Ahora bien: ¿Qué podría convencer a la gente de la bondad de
comprometerse activamente con el bien público? De entrada, la concepción liberal
de un estado-empresa al servicio de ciudadanos-clientes centrados
exclusivamente en sus asuntos particulares (y que, por tanto, dejan el poder en
manos de camarillas políticas fáciles de secuestrar por grandes intereses
privados), no ayuda en absoluto.
El utilitarismo más ramplón tampoco sirve. ¿Cómo convencer,
por ejemplo, a los más ricos para que paguen impuestos por servicios que no
necesitan, o a los ciudadanos para que se involucren en actividades solidarias
o cívicas de las que difícilmente van a obtener ningún beneficio concreto? En
realidad, no hay ningún argumento sencillo con que combatir la poderosa idea de
que lo más conveniente es, siempre, obtener la máxima ventaja al mínimo coste
y, por lo mismo, que cada uno “vaya a lo suyo” ignorando (o utilizando para
ello) a los demás.
El único razonamiento a favor del ideal republicano y
altruista de vida en común es complejo, y consiste en demostrar que el interés
particular es realmente inseparable del general. No en un sentido
material, claro (en ese sentido suelen ser opuestos), sino en otro, cabe decir espiritual.
Así, cuando un individuo entiende que entre sus intereses más particulares está
el de dar o encontrar sentido a la propia existencia, la necesidad de concebir
la realidad (incluyendo la realidad social) de modo coherente y armonioso,
comprendiéndose a sí mismo como parte de ella, acaba por anteponerse a aquellas
visiones más estrechas y relativistas que justifican el egoísmo individual.

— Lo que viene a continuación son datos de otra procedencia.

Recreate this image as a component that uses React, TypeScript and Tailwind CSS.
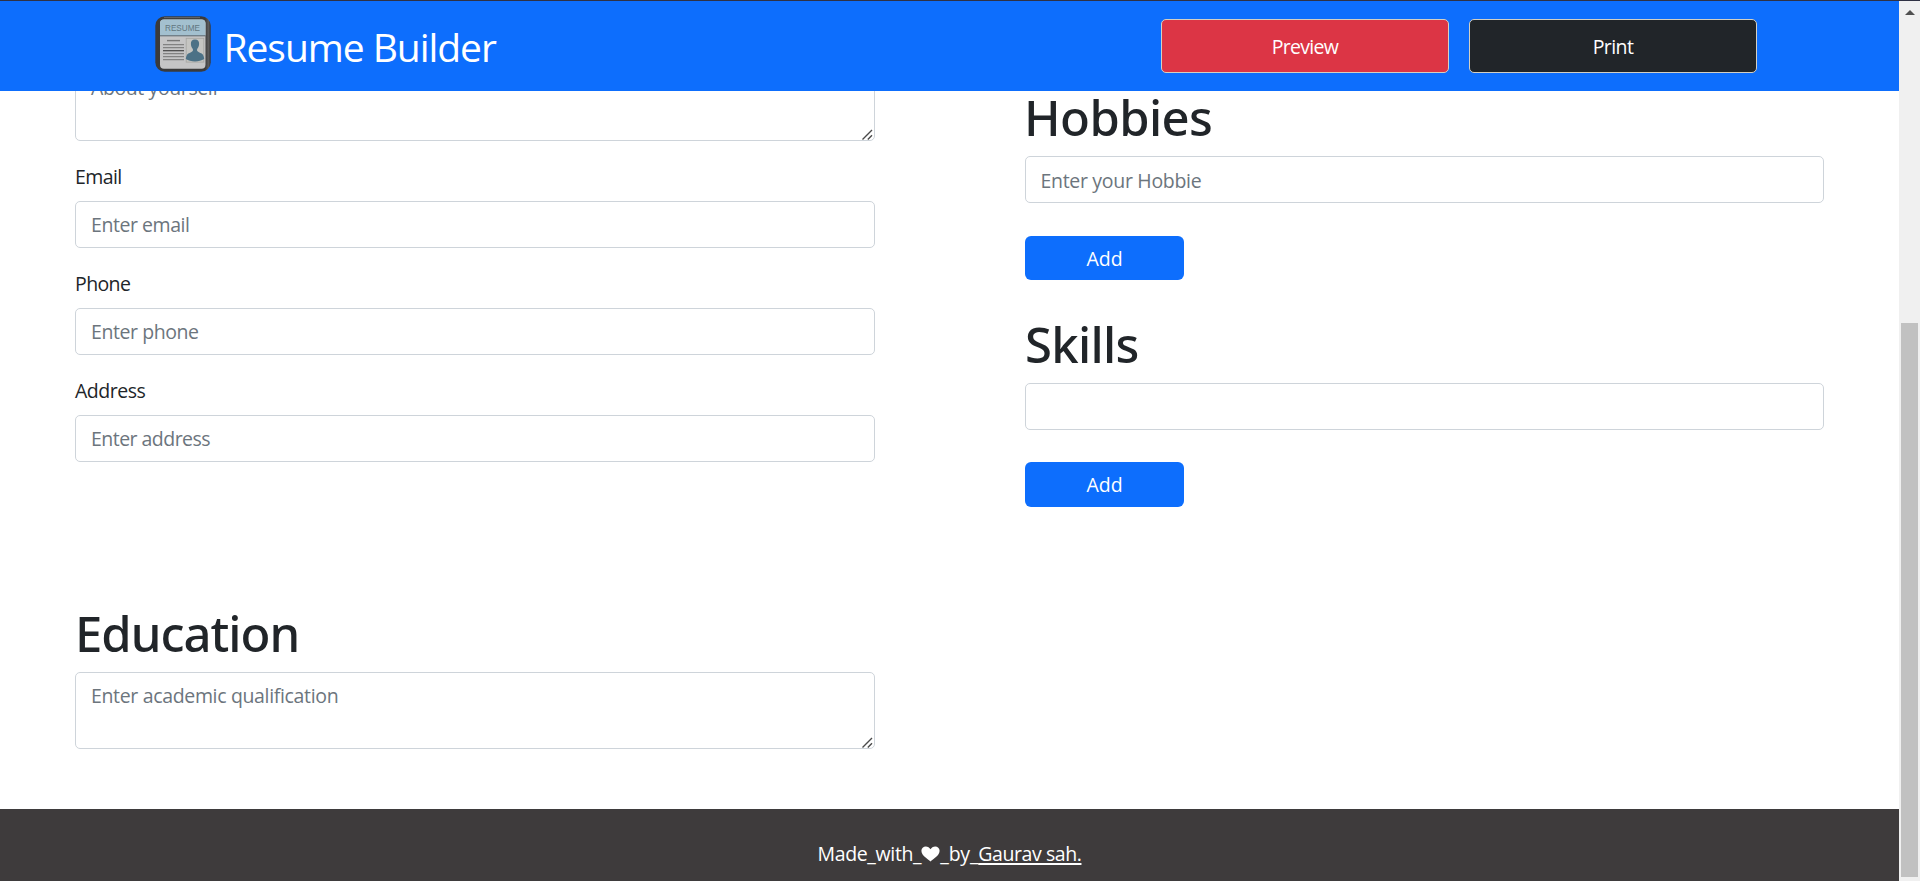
import React from "react";

const field =
  "block w-full rounded-[5px] border border-[#ced4da] bg-white px-[15px] text-[19.5px] leading-[30px] text-[#212529] placeholder:text-[#6c757d] placeholder:opacity-100 outline-none";
const inputClass = `${field} h-[47px]`;

function Heading({ children, className }: { children: React.ReactNode; className: string }) {
  return (
    <h1
      className={`mb-[8px] h-[62px] font-['Noto_Sans',sans-serif] text-[49px] leading-[62px] font-medium text-[#212529] ${className}`}
    >
      {children}
    </h1>
  );
}

function TextArea({ placeholder, className }: { placeholder: string; className: string }) {
  return (
    <div className="relative">
      <textarea
        className={`${field} h-[77px] resize-none overflow-hidden py-[7.5px] ${className}`}
        placeholder={placeholder}
      />
      <svg width="11" height="11" viewBox="0 0 11 11" className="absolute right-[2px] bottom-[1px]">
        <path d="M0.500 10.500L10 1M5.800 10.500L10 6.300" stroke="#4a4a4a" strokeWidth="1.4" fill="none" />
      </svg>
    </div>
  );
}

function LabeledInput({
  label,
  placeholder,
  labelClass,
  inputSpacing,
}: {
  label: string;
  placeholder: string;
  labelClass: string;
  inputSpacing: string;
}) {
  return (
    <div className="mt-[21px]">
      <label className={`mb-[9px] block text-[19.5px] leading-[30px] text-[#212529] ${labelClass}`}>{label}</label>
      <input className={`${inputClass} pt-[7px] pb-[8px] ${inputSpacing}`} placeholder={placeholder} />
    </div>
  );
}

function Logo() {
  return (
    <svg width="56" height="56" viewBox="0 0 56 56" className="block shrink-0">
      <defs>
        <linearGradient id="frame" x1="0" x2="1" y1="0" y2="0">
          <stop offset="0" stopColor="#3a3a3b" />
          <stop offset="0.9" stopColor="#3b3b3c" />
          <stop offset="0.96" stopColor="#5c5c5d" />
          <stop offset="1" stopColor="#333334" />
        </linearGradient>
      </defs>
      <rect x="0.3" y="0.3" width="55.4" height="55.4" rx="9.5" fill="url(#frame)" />
      <path d="M9 1.6h36" stroke="#66686a" strokeWidth="1" />
      <rect x="5" y="3.5" width="45.500" height="49.3" rx="4" fill="#c5c5c6" />
      <path d="M5 19.5V7.5a4 4 0 0 1 4-4h37.500a4 4 0 0 1 4 4v12z" fill="#a3c0cf" />
      <path d="M5 19.8h45.500" stroke="#4d5b63" strokeWidth="0.9" />
      <text
        x="27.5"
        y="15.4"
        textAnchor="middle"
        fontFamily="Liberation Sans, sans-serif"
        fontSize="9.8"
        textLength="35"
        lengthAdjust="spacingAndGlyphs"
        fill="#617680"
      >
        RESUME
      </text>
      <path d="M12 24.6h13" stroke="#777" strokeWidth="1.4" />
      <path d="M8 28.7h21M8 31.7h21M8 37.7h21M8 40.7h21M8 43.6h21" stroke="#828282" strokeWidth="1.3" />
      <path d="M8 34.7h21" stroke="#454545" strokeWidth="1.2" />
      <rect x="31.2" y="22.3" width="17.6" height="23.8" fill="#c5c5c2" stroke="#a5a5a2" strokeWidth="0.8" />
      <path
        d="M40 23.4c-3 0-4.3 2-4.1 4.6.1 2.2.8 3.8 2 5v1.7c-.6 1.3-2.9 1.8-4.6 2.9-1.7 1.2-2.300 3.400-2.500 5.400 2.400 1.700 5.700 2.400 9.200 2.400s6.800-.7 9.200-2.400c-.2-2-.8-4.200-2.500-5.400-1.700-1.100-4-1.600-4.600-2.900v-1.700c1.200-1.200 1.900-2.800 2-5 .2-2.600-1.100-4.600-4.100-4.600z"
        fill="#4c7186"
      />
    </svg>
  );
}

export default function App() {
  return (
    <div className="flex h-[881px] w-full flex-col overflow-hidden border-t border-[#2f3143] bg-white font-['Open_Sans','Noto_Sans',sans-serif]">
      <div className="flex min-h-0 flex-1">
        <div className="flex min-w-0 flex-1 flex-col">
          <header className="flex h-[90px] shrink-0 items-center bg-[#0d6efd] pr-[142px] pl-[155px] text-white">
            <div className="-mt-[4px]">
              <Logo />
            </div>
            <div className="mt-px ml-[12.5px] text-[39px] leading-[60px] tracking-[-1.06px] whitespace-nowrap">
              Resume Builder
            </div>
            <div className="ml-auto flex gap-[20px]">
              <button className="h-[54px] w-[288px] rounded-[5px] border border-[#d3d0c4] bg-[#dc3545] pt-[2px] text-[19.5px] tracking-[-0.72px]">
                Preview
              </button>
              <button className="h-[54px] w-[288px] rounded-[5px] border border-[#d3d0c4] bg-[#212529] pt-[2px] text-[19.5px] tracking-[-0.6px]">
                Print
              </button>
            </div>
          </header>

          <main className="flex h-[718px] shrink-0 gap-[150px] overflow-hidden pr-[75px] pl-[75px]">
            <section className="-mt-[27px] w-[800px] shrink-0">
              <TextArea className="tracking-[-0.4px]" placeholder="About yourself" />
              <LabeledInput
                label="Email"
                placeholder="Enter email"
                labelClass="tracking-[-0.57px]"
                inputSpacing="tracking-[-0.44px]"
              />
              <LabeledInput
                label="Phone"
                placeholder="Enter phone"
                labelClass="tracking-[-0.6px]"
                inputSpacing="tracking-[-0.43px]"
              />
              <LabeledInput
                label="Address"
                placeholder="Enter address"
                labelClass="tracking-[-0.48px]"
                inputSpacing="tracking-[-0.53px]"
              />
              <div className="pt-[140px]">
                <Heading className="tracking-[-1px]">Education</Heading>
                <TextArea className="tracking-[-0.34px]" placeholder="Enter academic qualification" />
              </div>
            </section>

            <section className="-mt-[5px] min-w-0 flex-1">
              <Heading className="-ml-px tracking-[-0.6px]">Hobbies</Heading>
              <input
                className={`${inputClass} pt-[8px] pb-[7px] pl-[14.5px] tracking-[-0.31px]`}
                placeholder="Enter your Hobbie"
              />
              <button className="mt-[33px] block h-[44px] w-[159px] rounded-[6px] bg-[#0d6efd] pt-[2px] text-[19.5px] text-white">
                Add
              </button>
              <div className="pt-[33px]">
                <Heading className="tracking-[-0.7px]">Skills</Heading>
                <input className={inputClass} />
                <button className="mt-[32px] block h-[45px] w-[159px] rounded-[6px] bg-[#0d6efd] text-[19.5px] text-white">
                  Add
                </button>
              </div>
            </section>
          </main>

          <footer className="flex flex-1 items-start justify-center bg-[#3e3b3c] pt-[30px] text-[19.5px] leading-[30px] whitespace-pre text-white">
            <span className="tracking-[-0.35px]">Made_with_</span>
            <svg width="19" height="16" viewBox="0 0 19 16" className="mt-[7px]">
              <path
                d="M9.5 15.5C7 13.3.4 9.6.4 4.800.4 2.200 2.400.4 4.800.4c2 0 3.800 1.100 4.700 2.900C10.400 1.500 12.200.4 14.200.4c2.400 0 4.400 1.800 4.400 4.400 0 4.800-6.600 8.500-9.100 10.700z"
                fill="#fff"
              />
            </svg>
            <span className="tracking-[-0.2px]">_by_</span>
            <a className="tracking-[-0.42px] underline decoration-2 underline-offset-[2px]">Gaurav sah.</a>
          </footer>
        </div>

        <div className="flex w-[21px] shrink-0 flex-col items-center bg-[#f0f0f0]">
          <svg width="10" height="5" viewBox="0 0 10 5" className="mt-[9px] shrink-0">
            <path d="M5 0l5 5H0z" fill="#505050" />
          </svg>
          <div className="mt-[308px] h-[554px] w-[17px] bg-[#c1c1c1]" />
        </div>
      </div>
    </div>
  );
}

Diríamos pues que uno de los efectos de la especulación
filosófica y metafísica es la adopción de una perspectiva tan ancha y
articulada que permite ver al otro y a sus intereses como tales y, a la
vez, como complemento de los propios. Si esta consideración del otro implica,
además, como suele ser el caso, un compromiso más allá del aquí y el ahora, la
metafísica y su consideración trascendente de las cosas se vuelven
insustituibles. Piensen, por ejemplo, en el cambio climático. ¿Qué podría
convencer a los que hoy gobiernan y gozan del mundo de que renuncien a un nivel
de vida altamente contaminante para garantizar el futuro de las generaciones
venideras? Es obvio que no obtendrían de ello ninguna ventaja presente. Lo
único que podría convencerlos es la consideración del sentido de sus actos en
un plano metafísico y ético en el que, más allá del rédito o placer inmediato,
adquiriesen un significado pleno y coherente en relación con principios y
valores orientadores de la existencia.
La reflexión filosófica es, así, una de las condiciones
fundamentales para el asiento de una democracia real en que los individuos no
aspiren a desarrollar trayectos personales completamente desvinculados de lo
común, sino que conciban tales trayectos como trazos o partes de un proceso más
integrador y significativo. De ahí la necesidad de educar a la ciudadanía en
esa suerte de “competencia global” (como la denomina la OCDE) con la que
reconocer nuestros actos, intereses e ideas a través de un ejercicio de reflexión
y diálogo amplio y trascendente en que la cooperación, la actividad
genuinamente política y la propia existencia puedan tener sentido.